>> Start GIVEN RECORDS
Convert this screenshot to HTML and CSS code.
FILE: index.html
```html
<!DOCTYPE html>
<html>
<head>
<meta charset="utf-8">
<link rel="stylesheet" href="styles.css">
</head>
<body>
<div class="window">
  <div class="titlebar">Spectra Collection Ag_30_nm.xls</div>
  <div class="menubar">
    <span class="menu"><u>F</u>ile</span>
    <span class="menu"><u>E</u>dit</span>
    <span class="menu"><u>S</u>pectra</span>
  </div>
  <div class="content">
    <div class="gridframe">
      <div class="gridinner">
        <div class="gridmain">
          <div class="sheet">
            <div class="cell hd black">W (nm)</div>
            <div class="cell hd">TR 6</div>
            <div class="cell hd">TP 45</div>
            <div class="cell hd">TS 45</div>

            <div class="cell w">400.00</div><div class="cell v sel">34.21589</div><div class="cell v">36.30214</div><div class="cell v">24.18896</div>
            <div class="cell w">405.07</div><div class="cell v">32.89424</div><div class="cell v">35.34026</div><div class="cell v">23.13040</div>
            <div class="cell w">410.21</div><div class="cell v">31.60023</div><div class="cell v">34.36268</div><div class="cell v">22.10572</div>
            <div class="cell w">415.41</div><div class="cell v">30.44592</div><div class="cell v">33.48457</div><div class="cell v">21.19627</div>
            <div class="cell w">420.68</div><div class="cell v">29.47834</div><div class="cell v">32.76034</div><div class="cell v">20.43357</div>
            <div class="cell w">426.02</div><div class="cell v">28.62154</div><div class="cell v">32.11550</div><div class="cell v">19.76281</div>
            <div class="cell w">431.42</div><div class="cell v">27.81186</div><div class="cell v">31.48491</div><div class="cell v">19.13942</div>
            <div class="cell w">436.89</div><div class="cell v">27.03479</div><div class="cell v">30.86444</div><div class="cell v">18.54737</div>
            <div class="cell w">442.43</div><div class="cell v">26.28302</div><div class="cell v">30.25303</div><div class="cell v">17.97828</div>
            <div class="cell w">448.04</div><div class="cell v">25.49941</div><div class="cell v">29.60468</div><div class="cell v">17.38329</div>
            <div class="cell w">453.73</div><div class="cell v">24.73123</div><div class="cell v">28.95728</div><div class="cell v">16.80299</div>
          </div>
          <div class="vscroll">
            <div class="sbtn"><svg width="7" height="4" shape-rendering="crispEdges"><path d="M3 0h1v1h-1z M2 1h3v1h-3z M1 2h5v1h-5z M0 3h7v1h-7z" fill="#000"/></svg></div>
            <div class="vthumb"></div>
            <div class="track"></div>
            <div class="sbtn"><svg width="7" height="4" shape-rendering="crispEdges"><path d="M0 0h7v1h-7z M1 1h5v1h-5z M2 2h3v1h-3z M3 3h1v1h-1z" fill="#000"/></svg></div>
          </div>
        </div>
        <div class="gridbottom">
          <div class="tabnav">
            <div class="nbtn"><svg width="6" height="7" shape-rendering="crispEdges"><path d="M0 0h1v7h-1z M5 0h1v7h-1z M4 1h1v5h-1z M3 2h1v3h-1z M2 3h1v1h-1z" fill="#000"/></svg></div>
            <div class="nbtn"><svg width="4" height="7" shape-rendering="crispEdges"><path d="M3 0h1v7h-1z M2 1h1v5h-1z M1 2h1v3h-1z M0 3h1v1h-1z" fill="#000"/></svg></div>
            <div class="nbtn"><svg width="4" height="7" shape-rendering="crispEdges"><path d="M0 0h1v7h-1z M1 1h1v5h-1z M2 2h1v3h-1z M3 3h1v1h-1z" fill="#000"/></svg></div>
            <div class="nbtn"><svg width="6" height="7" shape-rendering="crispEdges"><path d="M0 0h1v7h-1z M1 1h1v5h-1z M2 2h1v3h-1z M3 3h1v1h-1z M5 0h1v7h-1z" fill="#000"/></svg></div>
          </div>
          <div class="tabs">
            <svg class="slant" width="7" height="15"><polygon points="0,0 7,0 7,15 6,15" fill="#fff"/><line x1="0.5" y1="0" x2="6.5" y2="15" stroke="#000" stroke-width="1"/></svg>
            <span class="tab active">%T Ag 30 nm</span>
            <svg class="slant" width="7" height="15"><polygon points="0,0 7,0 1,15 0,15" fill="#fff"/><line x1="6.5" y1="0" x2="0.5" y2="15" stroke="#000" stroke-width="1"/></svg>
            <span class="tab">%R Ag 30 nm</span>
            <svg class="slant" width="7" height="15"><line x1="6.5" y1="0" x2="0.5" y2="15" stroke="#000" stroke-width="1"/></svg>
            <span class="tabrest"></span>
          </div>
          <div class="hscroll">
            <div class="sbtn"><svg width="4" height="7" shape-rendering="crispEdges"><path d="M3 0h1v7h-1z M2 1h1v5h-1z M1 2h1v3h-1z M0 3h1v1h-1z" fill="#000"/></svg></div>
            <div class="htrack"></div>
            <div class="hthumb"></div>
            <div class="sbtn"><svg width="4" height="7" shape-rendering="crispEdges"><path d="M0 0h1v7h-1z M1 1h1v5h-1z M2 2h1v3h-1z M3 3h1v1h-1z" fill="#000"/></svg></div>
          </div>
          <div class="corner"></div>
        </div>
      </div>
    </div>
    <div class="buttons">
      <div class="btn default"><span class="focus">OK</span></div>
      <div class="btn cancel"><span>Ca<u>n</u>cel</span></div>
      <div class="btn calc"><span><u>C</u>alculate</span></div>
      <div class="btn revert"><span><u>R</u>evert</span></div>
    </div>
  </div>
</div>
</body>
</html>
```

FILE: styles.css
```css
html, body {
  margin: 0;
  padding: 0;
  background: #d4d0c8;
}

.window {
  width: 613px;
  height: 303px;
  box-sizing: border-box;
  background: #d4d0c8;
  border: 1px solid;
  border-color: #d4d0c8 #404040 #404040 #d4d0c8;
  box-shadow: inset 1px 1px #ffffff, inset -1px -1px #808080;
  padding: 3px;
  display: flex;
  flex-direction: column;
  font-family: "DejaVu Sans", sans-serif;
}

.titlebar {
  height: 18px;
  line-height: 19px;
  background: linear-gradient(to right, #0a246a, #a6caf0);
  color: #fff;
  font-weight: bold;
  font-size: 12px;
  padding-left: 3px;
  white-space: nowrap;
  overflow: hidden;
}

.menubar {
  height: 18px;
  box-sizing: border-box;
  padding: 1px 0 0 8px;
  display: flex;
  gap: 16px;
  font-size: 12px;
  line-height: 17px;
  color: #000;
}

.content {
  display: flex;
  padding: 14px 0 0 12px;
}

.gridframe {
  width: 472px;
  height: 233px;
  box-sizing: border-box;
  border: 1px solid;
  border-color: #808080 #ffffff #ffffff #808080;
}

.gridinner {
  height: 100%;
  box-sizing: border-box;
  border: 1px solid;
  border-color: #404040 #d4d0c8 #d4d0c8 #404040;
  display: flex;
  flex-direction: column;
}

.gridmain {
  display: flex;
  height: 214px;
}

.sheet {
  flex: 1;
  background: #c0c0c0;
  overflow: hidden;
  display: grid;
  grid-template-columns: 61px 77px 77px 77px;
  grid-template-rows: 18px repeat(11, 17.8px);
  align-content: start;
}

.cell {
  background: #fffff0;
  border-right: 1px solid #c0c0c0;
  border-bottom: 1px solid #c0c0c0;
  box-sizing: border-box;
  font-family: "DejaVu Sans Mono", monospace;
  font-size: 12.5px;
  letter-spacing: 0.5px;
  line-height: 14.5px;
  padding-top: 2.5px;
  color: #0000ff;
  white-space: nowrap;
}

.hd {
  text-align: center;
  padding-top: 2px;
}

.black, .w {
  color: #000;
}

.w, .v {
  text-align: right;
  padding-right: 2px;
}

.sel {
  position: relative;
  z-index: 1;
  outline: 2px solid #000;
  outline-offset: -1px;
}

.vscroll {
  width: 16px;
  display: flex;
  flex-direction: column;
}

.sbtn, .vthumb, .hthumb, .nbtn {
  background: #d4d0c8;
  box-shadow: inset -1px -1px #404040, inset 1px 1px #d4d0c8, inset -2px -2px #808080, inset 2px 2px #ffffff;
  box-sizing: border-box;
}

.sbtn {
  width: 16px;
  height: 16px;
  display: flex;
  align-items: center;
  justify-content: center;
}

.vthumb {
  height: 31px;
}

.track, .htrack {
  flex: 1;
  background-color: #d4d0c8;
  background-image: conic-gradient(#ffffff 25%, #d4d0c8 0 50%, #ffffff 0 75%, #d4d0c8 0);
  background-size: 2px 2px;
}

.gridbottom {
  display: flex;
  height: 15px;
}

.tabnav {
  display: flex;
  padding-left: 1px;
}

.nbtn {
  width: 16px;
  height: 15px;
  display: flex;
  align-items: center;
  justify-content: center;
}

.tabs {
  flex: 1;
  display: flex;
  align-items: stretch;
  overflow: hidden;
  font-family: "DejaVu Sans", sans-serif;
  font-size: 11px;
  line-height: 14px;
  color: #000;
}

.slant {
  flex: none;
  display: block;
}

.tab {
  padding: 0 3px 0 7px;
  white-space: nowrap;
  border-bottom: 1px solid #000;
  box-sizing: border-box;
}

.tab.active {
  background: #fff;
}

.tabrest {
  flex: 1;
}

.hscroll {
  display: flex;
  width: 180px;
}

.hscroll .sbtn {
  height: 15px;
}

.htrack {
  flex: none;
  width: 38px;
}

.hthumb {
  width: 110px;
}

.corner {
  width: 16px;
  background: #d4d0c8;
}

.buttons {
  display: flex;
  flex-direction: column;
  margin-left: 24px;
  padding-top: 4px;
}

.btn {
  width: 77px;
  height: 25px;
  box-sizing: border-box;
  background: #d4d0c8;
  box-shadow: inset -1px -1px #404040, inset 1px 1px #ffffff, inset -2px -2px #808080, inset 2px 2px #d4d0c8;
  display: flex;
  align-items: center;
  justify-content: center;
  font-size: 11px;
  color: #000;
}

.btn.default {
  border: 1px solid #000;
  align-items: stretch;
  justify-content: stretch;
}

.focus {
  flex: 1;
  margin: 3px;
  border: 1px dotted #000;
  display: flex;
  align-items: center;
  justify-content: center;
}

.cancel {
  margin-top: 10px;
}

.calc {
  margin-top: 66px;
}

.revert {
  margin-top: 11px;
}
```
>> End GIVEN RECORDS
>> Start GIVEN RECORDS
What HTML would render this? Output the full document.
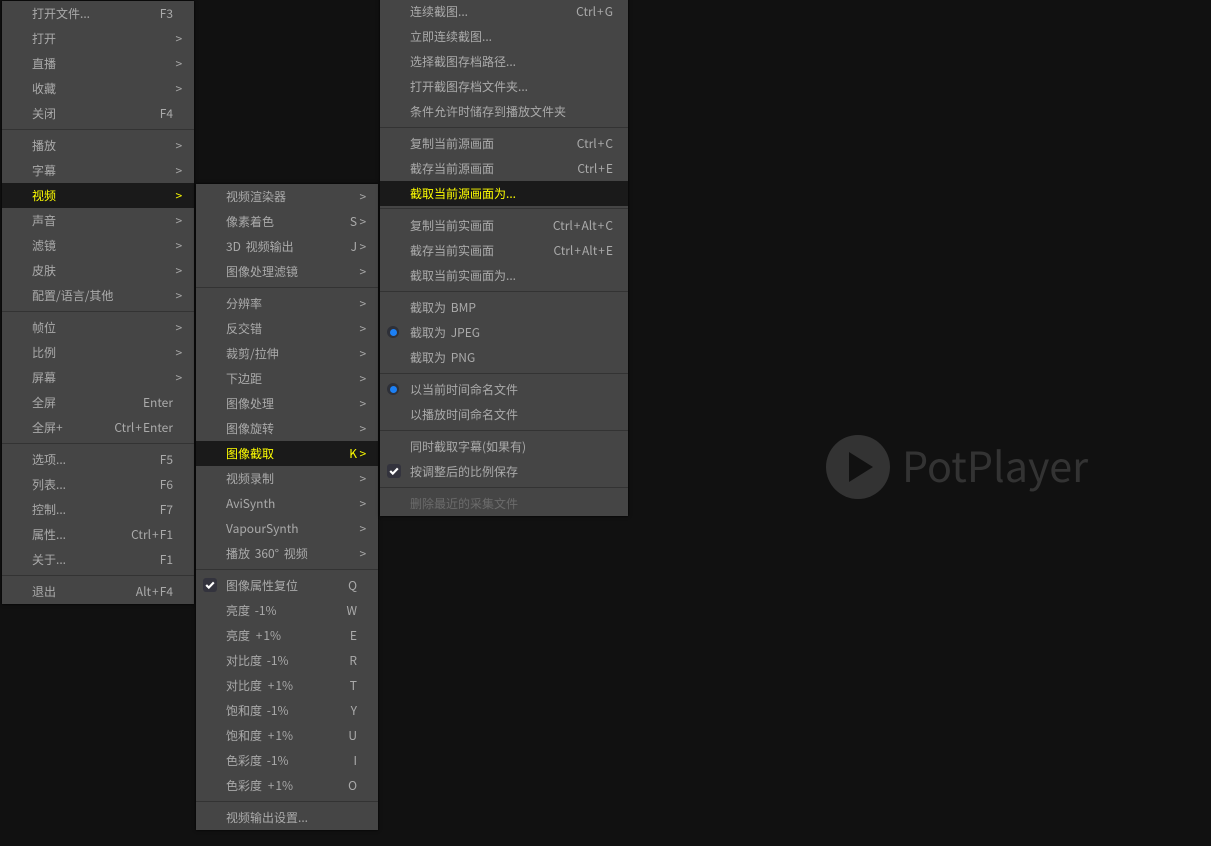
>> End GIVEN RECORDS
YOUR OBJECTIVE: Pull out the lines above in which the word "this" appears.

WRITTEN REPLY:
Convert this screenshot to HTML and CSS code.
What HTML would render this? Output the full document.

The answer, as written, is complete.